ROWS:

******

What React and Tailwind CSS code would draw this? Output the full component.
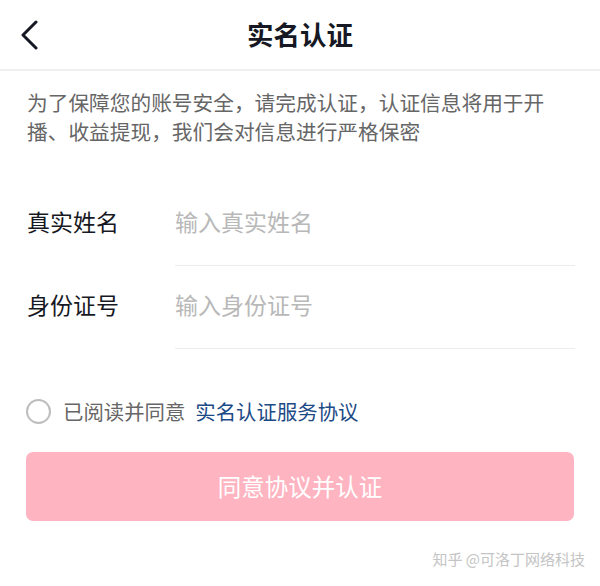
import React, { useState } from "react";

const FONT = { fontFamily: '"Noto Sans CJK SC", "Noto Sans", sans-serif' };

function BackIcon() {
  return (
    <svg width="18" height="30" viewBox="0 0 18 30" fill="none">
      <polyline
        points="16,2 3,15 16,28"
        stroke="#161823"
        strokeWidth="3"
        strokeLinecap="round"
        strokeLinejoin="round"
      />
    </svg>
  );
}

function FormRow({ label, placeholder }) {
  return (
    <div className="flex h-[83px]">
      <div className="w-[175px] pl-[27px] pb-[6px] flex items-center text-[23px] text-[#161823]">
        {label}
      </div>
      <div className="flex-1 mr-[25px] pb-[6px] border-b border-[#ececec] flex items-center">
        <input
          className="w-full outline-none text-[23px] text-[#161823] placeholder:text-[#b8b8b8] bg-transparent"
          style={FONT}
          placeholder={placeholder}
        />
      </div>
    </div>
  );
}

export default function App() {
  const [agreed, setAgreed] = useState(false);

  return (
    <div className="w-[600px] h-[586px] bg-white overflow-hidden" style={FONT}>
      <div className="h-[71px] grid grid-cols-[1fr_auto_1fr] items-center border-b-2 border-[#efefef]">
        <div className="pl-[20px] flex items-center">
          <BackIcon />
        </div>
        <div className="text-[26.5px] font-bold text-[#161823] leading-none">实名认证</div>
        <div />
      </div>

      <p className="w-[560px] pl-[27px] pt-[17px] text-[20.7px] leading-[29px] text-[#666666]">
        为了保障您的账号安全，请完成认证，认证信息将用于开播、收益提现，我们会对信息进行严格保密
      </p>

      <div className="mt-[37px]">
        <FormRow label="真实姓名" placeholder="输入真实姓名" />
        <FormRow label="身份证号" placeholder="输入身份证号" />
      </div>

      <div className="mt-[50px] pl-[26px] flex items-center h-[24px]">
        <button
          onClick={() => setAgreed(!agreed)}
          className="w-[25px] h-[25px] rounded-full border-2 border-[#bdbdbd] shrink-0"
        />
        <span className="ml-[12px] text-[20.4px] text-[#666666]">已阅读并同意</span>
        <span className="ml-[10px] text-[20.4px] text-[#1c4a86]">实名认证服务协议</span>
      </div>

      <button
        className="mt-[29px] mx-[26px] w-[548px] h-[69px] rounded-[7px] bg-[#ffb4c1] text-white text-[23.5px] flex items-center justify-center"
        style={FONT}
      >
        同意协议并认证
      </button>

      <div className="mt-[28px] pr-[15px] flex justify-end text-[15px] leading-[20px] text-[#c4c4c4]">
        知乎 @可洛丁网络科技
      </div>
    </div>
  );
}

******

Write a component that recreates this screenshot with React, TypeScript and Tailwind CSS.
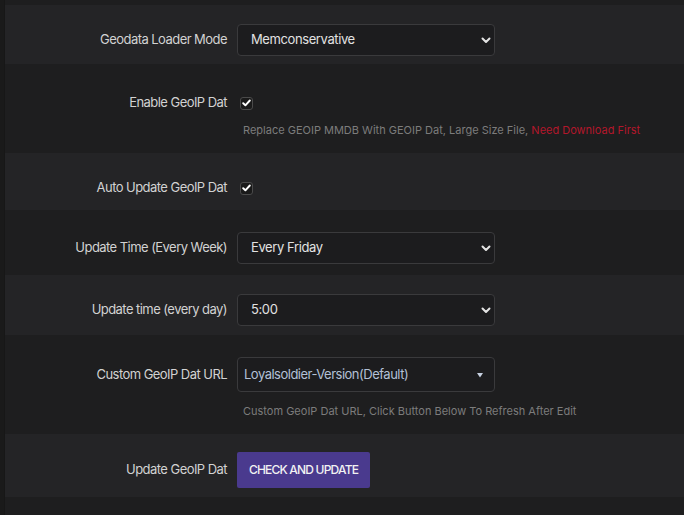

******

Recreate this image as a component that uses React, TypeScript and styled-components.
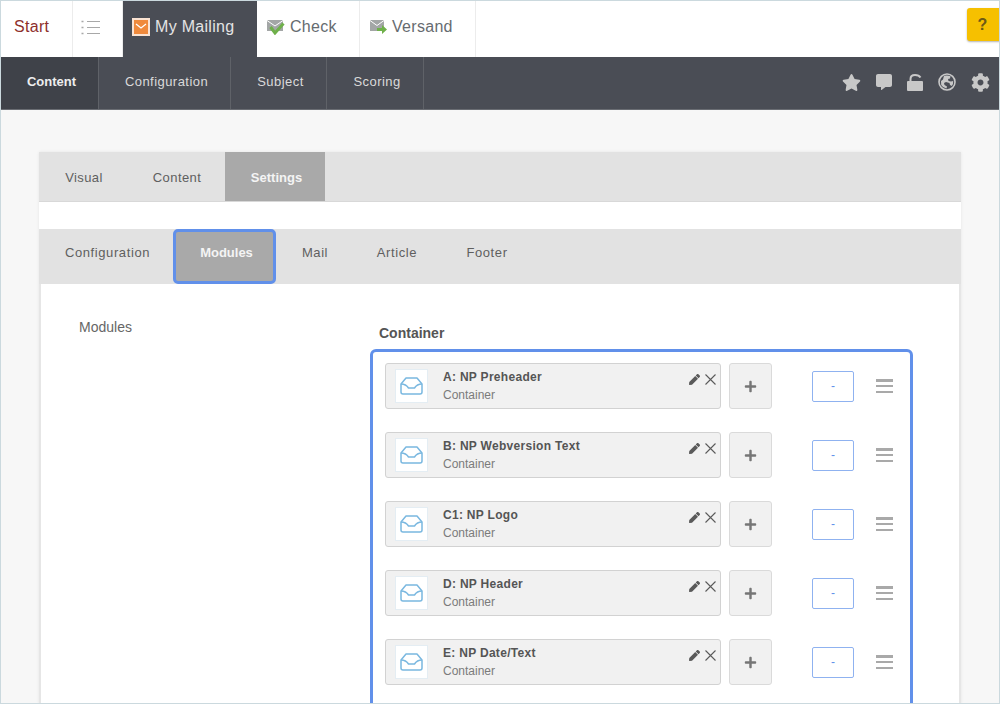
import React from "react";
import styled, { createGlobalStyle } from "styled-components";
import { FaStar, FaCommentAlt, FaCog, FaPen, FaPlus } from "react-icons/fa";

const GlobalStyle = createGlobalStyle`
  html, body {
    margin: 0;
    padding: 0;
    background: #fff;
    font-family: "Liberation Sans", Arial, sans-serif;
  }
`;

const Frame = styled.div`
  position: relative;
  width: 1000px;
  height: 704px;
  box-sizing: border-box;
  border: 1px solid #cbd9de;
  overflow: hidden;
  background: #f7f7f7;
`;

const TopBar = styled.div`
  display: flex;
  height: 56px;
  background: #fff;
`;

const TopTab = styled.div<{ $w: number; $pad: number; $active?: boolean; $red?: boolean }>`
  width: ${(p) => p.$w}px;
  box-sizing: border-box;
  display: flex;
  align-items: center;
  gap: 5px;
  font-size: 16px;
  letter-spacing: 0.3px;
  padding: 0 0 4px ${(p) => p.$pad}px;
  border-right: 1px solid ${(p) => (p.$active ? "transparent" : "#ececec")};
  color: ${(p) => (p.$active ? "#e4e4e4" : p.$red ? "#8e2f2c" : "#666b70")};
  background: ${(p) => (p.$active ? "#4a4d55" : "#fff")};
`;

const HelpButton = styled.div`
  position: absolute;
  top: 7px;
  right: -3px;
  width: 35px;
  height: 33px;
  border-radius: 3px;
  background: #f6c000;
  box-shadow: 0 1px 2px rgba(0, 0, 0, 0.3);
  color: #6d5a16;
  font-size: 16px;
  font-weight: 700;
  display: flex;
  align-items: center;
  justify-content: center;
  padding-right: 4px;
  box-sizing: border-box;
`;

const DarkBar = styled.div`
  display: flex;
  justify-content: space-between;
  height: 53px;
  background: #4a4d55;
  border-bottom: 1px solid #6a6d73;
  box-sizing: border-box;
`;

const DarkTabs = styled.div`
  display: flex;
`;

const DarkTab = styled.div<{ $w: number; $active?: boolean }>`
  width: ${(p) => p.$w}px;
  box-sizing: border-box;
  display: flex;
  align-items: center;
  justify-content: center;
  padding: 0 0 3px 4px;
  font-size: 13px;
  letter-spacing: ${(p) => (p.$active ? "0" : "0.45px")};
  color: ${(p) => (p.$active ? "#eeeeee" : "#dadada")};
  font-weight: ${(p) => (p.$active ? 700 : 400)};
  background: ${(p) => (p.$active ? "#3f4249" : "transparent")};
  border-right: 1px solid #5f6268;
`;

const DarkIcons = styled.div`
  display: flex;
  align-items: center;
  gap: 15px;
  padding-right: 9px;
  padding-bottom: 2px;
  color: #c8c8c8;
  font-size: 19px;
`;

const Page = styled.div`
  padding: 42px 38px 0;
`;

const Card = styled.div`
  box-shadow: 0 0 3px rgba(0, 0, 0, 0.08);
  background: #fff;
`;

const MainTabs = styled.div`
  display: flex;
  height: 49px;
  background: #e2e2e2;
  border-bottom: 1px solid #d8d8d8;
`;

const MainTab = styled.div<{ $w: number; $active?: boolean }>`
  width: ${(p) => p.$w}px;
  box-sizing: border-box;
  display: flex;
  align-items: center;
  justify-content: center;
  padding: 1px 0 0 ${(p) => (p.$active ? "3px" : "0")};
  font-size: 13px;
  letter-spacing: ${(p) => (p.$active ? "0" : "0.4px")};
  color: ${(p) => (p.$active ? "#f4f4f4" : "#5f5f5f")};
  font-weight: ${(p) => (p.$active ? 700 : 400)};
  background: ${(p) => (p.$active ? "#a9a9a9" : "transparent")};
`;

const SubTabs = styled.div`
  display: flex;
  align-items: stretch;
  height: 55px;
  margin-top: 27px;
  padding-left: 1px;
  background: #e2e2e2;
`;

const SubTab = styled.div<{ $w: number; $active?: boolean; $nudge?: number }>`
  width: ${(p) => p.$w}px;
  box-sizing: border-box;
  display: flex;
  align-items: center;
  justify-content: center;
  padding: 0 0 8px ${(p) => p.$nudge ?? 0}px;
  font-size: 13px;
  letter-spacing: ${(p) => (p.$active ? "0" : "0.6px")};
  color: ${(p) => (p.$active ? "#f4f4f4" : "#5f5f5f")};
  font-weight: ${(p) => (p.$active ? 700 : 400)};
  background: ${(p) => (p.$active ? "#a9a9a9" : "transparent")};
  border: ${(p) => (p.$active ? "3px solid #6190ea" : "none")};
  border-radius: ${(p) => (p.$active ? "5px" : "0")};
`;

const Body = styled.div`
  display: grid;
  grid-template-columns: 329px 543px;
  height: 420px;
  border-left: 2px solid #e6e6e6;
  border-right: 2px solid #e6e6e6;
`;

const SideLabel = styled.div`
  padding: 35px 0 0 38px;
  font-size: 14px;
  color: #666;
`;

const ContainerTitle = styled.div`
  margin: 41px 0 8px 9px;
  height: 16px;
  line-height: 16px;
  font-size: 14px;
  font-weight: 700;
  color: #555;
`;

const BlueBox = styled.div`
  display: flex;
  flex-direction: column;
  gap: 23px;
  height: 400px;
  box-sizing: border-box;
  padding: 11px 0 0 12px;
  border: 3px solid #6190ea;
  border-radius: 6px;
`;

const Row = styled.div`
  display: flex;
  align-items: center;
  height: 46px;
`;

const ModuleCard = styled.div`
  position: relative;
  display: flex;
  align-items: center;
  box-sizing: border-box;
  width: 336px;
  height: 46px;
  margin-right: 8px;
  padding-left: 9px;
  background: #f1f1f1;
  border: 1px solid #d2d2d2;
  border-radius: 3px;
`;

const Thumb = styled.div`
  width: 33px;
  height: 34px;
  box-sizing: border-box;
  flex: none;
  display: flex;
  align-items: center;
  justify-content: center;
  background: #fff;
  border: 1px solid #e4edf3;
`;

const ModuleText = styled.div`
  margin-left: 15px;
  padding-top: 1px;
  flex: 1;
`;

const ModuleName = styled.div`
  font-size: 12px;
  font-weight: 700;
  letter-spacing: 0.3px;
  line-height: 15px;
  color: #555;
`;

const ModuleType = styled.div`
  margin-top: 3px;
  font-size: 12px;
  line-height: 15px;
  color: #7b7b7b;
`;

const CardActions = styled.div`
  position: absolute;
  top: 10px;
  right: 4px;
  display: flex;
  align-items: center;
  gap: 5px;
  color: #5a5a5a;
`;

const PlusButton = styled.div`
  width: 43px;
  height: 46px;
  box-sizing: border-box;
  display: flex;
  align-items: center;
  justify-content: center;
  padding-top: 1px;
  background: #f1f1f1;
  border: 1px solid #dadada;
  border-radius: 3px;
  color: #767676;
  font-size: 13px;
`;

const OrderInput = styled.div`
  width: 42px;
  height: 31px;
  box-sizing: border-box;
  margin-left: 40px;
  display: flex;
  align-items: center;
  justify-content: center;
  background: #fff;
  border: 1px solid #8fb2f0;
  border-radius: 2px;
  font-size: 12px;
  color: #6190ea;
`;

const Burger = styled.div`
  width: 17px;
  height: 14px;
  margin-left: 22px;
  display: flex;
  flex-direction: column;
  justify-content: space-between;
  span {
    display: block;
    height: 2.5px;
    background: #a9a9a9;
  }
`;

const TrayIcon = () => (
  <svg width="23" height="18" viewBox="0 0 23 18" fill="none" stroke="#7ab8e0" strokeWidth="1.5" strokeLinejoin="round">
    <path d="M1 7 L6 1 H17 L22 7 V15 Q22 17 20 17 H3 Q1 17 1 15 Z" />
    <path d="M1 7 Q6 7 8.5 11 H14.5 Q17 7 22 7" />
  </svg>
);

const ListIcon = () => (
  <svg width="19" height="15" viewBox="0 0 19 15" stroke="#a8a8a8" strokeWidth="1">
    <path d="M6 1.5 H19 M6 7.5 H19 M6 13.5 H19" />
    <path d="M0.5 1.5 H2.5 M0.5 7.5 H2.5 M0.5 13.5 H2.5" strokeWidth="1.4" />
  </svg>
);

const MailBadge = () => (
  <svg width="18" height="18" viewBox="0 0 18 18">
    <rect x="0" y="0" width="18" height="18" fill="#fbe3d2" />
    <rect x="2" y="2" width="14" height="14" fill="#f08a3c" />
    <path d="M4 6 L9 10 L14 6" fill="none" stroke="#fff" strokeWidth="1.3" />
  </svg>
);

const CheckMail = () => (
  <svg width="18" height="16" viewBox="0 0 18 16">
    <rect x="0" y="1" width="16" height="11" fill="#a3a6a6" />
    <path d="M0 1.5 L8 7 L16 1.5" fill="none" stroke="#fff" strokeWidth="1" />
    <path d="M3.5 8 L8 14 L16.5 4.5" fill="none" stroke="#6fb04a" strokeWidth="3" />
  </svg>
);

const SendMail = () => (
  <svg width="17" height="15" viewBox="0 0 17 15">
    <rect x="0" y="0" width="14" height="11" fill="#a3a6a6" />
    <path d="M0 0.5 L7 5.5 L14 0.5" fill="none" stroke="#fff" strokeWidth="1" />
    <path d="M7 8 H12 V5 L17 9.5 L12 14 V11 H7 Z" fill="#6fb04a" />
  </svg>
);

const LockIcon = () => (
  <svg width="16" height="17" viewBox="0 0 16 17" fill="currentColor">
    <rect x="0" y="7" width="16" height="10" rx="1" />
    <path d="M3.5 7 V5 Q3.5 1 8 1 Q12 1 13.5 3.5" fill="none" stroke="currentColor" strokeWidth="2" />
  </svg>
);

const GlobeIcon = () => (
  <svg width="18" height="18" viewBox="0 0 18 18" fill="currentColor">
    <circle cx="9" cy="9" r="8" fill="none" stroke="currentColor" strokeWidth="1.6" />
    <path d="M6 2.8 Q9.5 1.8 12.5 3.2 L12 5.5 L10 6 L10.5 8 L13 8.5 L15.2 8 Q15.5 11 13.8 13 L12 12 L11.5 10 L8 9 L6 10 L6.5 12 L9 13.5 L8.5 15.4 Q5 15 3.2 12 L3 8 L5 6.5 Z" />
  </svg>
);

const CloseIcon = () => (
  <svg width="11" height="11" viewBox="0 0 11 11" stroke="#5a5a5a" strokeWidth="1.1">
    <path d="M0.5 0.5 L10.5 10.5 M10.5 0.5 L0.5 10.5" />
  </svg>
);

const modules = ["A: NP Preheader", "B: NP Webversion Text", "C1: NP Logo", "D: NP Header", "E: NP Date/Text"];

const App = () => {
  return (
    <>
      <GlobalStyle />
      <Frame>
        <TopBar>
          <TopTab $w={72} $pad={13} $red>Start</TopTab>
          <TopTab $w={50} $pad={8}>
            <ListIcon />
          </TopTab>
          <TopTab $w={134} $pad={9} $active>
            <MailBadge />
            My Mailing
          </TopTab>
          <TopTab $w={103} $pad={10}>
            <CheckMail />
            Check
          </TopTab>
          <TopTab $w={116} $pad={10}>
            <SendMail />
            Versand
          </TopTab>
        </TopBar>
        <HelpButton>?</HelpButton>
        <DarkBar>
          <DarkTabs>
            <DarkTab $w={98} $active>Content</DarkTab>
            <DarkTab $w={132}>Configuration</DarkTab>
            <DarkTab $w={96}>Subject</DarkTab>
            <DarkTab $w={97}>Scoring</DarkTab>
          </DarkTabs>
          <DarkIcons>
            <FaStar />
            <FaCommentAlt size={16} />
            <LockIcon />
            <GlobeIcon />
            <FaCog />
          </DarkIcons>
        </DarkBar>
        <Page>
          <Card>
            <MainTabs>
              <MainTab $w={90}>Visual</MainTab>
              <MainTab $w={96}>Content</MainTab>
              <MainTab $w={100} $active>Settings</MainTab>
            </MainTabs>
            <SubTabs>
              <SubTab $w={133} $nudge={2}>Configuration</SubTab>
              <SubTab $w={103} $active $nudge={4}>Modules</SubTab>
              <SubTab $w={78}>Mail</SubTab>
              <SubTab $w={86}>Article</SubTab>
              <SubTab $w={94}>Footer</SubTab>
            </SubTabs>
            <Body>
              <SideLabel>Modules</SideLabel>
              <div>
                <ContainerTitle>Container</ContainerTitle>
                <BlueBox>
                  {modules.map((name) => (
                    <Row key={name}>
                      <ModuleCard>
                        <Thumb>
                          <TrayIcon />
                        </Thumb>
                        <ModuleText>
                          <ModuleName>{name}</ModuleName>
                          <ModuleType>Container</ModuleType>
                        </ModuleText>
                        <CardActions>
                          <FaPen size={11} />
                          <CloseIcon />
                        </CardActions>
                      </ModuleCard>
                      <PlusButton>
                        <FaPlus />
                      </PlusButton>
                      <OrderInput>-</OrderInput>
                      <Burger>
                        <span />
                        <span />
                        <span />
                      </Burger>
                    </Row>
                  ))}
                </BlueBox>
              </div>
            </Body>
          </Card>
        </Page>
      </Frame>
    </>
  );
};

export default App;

******

Locate all lines in the listing above with the word "that". Copy them.

EXERCISE RESULT:
Write a component that recreates this screenshot with React, TypeScript and Tailwind CSS.
Recreate this image as a component that uses React, TypeScript and styled-components.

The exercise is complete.